• [Provided material]:
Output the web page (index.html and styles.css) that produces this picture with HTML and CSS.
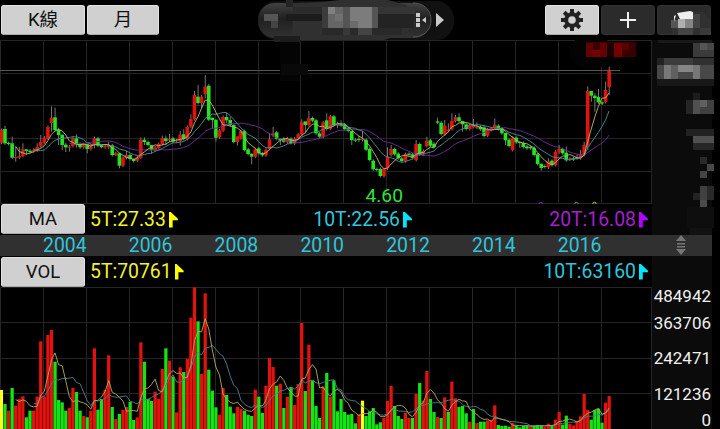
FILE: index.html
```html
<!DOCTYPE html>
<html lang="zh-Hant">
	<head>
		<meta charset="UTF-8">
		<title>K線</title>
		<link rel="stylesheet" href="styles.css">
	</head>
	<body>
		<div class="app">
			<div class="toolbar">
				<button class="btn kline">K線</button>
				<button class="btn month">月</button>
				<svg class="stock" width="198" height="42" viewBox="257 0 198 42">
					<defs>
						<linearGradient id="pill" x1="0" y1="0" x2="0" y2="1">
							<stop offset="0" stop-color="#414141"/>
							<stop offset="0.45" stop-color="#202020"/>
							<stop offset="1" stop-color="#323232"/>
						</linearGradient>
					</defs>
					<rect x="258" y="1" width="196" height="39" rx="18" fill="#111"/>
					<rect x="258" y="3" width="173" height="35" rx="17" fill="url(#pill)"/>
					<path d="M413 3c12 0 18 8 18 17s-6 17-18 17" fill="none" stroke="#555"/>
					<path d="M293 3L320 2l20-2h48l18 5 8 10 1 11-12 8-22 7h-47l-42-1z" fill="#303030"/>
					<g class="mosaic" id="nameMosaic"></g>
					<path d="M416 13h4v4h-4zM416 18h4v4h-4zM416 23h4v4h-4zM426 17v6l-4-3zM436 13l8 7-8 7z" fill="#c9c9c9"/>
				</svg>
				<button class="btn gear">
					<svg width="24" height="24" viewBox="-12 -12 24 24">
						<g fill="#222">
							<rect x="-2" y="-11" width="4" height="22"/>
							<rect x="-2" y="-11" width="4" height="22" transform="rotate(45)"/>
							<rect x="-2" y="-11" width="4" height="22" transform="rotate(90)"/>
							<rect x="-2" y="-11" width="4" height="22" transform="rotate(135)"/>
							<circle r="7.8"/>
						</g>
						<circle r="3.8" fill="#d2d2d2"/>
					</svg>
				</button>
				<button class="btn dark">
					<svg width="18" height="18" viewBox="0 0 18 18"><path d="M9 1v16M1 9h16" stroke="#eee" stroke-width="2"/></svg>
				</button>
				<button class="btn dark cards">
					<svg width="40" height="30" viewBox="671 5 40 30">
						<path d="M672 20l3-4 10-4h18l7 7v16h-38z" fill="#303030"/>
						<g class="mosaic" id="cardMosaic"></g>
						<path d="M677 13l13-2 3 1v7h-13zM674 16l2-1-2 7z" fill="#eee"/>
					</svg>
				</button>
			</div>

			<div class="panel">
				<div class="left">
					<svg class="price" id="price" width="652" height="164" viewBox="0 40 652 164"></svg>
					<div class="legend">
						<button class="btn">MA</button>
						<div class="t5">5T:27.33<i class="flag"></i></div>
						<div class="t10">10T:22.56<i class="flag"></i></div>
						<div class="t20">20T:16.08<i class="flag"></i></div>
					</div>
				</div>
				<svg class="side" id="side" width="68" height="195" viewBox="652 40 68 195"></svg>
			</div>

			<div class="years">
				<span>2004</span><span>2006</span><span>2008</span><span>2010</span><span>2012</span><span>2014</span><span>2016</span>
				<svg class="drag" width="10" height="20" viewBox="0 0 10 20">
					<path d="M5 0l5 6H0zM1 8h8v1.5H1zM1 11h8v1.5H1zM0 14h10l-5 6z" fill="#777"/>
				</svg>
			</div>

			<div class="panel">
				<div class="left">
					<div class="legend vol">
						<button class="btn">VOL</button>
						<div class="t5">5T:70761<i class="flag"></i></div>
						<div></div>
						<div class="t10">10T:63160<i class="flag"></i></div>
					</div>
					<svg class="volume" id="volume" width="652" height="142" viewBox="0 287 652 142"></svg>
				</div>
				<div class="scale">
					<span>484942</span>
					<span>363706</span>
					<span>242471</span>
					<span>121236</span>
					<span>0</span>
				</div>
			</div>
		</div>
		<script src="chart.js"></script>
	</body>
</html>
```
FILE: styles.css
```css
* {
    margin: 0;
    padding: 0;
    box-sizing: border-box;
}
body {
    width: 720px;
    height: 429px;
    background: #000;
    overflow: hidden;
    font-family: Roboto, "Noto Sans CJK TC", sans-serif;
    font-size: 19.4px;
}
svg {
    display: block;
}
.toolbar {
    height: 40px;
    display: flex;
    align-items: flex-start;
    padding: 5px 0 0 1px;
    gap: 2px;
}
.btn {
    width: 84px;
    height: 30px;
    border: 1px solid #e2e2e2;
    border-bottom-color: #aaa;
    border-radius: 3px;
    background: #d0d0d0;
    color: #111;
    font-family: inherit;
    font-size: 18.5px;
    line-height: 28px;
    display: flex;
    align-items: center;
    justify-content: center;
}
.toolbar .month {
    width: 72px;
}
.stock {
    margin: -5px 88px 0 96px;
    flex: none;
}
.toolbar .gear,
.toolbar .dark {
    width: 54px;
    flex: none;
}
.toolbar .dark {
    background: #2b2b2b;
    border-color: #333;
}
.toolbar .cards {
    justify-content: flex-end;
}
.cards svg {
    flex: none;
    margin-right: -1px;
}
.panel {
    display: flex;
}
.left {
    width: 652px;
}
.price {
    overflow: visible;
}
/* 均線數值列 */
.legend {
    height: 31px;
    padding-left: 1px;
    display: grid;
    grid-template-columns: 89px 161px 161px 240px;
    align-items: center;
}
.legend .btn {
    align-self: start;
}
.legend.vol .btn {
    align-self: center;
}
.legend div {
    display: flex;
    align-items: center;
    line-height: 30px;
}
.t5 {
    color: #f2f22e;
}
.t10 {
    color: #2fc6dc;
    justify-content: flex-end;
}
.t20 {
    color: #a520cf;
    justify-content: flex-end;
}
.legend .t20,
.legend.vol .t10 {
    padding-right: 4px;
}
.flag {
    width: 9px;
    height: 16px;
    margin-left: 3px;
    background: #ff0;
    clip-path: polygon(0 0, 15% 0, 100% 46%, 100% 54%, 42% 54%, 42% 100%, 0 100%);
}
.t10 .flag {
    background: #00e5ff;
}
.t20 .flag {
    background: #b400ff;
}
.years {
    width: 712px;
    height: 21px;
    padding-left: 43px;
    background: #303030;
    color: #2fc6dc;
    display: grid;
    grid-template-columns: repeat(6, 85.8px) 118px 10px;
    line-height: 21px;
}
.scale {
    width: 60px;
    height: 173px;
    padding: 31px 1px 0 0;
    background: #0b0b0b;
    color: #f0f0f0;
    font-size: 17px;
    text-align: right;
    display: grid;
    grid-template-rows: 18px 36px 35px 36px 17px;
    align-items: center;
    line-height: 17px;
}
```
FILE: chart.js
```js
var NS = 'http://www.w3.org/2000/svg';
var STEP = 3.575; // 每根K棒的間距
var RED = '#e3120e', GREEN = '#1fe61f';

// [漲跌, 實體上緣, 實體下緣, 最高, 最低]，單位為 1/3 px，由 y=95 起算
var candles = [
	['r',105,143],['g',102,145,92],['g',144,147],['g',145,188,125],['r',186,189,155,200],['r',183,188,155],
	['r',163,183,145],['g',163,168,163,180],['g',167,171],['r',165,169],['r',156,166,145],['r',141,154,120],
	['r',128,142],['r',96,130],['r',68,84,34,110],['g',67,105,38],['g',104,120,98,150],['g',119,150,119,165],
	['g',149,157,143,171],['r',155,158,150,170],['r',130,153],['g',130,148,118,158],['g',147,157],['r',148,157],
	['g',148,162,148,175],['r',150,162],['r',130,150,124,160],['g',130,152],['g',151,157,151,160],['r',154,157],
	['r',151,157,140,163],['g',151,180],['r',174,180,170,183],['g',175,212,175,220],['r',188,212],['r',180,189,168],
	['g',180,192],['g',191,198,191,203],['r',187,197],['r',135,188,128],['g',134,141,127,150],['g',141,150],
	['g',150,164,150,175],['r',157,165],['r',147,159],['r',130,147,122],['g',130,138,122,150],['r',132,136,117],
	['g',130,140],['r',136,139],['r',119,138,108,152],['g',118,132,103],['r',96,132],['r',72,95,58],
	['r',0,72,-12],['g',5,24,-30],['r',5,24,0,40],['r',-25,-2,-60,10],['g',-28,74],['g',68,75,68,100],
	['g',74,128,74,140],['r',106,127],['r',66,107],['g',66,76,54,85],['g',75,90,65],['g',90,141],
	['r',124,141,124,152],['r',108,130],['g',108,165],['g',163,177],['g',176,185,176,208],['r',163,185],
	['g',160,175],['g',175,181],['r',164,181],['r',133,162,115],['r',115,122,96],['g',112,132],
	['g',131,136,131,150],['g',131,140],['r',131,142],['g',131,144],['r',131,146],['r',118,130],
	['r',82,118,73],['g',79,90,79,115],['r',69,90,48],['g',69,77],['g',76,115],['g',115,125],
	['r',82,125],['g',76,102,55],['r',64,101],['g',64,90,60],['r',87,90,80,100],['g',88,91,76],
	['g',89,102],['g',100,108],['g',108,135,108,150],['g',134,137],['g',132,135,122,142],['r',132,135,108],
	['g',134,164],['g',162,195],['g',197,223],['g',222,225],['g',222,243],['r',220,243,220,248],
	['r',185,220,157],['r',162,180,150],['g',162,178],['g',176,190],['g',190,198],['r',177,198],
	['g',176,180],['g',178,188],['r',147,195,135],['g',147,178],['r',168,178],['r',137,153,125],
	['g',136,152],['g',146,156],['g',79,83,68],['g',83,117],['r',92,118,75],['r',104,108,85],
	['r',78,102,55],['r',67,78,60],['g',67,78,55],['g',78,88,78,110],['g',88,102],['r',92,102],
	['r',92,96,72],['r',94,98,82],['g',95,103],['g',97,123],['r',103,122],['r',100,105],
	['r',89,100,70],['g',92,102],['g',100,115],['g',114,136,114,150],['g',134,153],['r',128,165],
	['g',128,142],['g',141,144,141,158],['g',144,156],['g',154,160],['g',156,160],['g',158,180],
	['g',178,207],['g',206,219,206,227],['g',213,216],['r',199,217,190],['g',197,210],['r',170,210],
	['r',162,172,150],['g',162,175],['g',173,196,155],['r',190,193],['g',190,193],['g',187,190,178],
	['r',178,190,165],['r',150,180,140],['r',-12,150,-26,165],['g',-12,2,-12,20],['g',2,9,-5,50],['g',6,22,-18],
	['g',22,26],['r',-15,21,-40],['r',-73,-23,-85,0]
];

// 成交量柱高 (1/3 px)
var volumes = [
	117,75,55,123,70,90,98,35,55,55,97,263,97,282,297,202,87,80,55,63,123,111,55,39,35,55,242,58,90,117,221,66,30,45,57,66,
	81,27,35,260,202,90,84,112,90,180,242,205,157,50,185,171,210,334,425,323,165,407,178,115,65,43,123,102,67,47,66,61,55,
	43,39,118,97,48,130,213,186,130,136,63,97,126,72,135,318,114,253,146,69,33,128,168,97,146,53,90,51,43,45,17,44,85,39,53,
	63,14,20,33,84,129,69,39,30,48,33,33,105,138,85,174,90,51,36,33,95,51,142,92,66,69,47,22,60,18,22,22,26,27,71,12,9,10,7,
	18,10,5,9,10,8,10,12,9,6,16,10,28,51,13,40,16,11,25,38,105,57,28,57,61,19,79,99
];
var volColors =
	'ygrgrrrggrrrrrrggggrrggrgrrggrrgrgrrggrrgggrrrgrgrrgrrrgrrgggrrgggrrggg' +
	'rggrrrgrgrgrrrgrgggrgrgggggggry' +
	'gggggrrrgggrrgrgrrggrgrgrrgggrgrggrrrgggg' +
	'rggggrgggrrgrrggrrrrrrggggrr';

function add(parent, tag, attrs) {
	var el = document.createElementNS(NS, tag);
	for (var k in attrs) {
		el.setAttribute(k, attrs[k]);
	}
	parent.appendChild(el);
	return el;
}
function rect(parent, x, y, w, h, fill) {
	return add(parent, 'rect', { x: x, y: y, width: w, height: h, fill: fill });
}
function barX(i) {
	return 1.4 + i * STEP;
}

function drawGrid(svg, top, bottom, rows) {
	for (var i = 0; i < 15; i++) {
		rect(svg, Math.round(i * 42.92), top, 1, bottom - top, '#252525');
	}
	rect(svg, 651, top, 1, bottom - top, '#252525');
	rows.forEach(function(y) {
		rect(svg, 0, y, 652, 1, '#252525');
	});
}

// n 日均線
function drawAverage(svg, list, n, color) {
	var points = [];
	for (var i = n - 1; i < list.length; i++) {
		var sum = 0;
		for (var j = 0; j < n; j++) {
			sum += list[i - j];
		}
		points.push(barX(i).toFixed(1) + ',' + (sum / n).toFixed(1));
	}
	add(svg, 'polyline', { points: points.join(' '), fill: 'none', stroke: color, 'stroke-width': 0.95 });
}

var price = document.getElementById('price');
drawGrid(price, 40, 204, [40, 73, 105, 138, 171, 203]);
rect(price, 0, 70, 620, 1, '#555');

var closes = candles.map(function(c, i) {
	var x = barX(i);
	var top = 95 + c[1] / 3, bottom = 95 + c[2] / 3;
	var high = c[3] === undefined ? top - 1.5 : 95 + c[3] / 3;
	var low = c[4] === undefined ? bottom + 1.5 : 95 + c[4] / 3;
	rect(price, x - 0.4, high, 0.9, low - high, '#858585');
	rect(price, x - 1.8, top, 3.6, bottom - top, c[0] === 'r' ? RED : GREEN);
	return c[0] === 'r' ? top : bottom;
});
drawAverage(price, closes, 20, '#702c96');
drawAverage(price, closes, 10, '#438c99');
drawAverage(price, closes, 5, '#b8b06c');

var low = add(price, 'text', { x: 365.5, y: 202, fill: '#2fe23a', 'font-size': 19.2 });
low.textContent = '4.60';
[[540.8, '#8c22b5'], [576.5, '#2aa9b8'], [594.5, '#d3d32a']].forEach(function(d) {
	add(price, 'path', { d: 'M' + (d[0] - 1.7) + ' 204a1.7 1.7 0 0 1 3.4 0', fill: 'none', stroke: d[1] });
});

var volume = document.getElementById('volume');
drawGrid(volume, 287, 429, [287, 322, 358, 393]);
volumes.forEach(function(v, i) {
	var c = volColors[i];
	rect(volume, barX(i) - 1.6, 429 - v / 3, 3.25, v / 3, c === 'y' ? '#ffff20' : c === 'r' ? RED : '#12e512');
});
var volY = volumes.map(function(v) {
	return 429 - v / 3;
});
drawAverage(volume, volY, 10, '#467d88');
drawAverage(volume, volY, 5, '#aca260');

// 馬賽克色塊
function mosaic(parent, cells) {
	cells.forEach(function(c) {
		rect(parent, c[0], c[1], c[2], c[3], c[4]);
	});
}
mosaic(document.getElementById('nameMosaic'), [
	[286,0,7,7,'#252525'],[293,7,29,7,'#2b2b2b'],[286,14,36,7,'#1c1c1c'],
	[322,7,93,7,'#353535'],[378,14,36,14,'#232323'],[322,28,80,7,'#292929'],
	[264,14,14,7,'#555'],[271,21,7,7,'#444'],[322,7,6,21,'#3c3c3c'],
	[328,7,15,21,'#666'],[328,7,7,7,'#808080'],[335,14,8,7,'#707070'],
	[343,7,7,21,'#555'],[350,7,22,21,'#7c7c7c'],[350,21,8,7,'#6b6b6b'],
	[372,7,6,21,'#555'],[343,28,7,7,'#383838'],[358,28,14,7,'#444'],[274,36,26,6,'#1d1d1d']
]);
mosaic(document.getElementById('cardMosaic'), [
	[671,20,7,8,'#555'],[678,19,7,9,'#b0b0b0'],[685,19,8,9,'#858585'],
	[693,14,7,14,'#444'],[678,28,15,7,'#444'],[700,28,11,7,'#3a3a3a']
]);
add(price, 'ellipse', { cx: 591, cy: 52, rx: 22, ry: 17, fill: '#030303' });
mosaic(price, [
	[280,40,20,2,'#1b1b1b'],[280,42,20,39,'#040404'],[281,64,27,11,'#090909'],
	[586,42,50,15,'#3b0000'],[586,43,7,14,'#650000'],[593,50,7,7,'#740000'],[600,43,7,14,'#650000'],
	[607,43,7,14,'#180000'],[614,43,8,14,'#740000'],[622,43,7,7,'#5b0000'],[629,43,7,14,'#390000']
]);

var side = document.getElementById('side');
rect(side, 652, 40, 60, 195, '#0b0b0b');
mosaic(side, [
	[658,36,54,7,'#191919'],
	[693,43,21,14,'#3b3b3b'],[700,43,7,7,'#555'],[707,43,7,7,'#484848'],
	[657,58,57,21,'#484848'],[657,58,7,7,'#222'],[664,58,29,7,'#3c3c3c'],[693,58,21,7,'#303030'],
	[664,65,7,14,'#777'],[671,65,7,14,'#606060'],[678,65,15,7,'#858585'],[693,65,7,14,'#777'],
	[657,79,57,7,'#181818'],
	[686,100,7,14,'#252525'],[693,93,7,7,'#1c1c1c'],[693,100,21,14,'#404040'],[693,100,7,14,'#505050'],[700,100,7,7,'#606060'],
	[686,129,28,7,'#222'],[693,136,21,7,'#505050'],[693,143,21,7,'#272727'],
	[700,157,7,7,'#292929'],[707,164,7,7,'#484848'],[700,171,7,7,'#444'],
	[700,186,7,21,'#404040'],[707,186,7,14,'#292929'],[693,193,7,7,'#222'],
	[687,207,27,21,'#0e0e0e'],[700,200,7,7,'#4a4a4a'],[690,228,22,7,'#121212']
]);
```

• [Prompt]: Copy out every line of the data that includes the word "index".

• [Finished task]:
Output the web page (index.html and styles.css) that produces this picture with HTML and CSS.
FILE: index.html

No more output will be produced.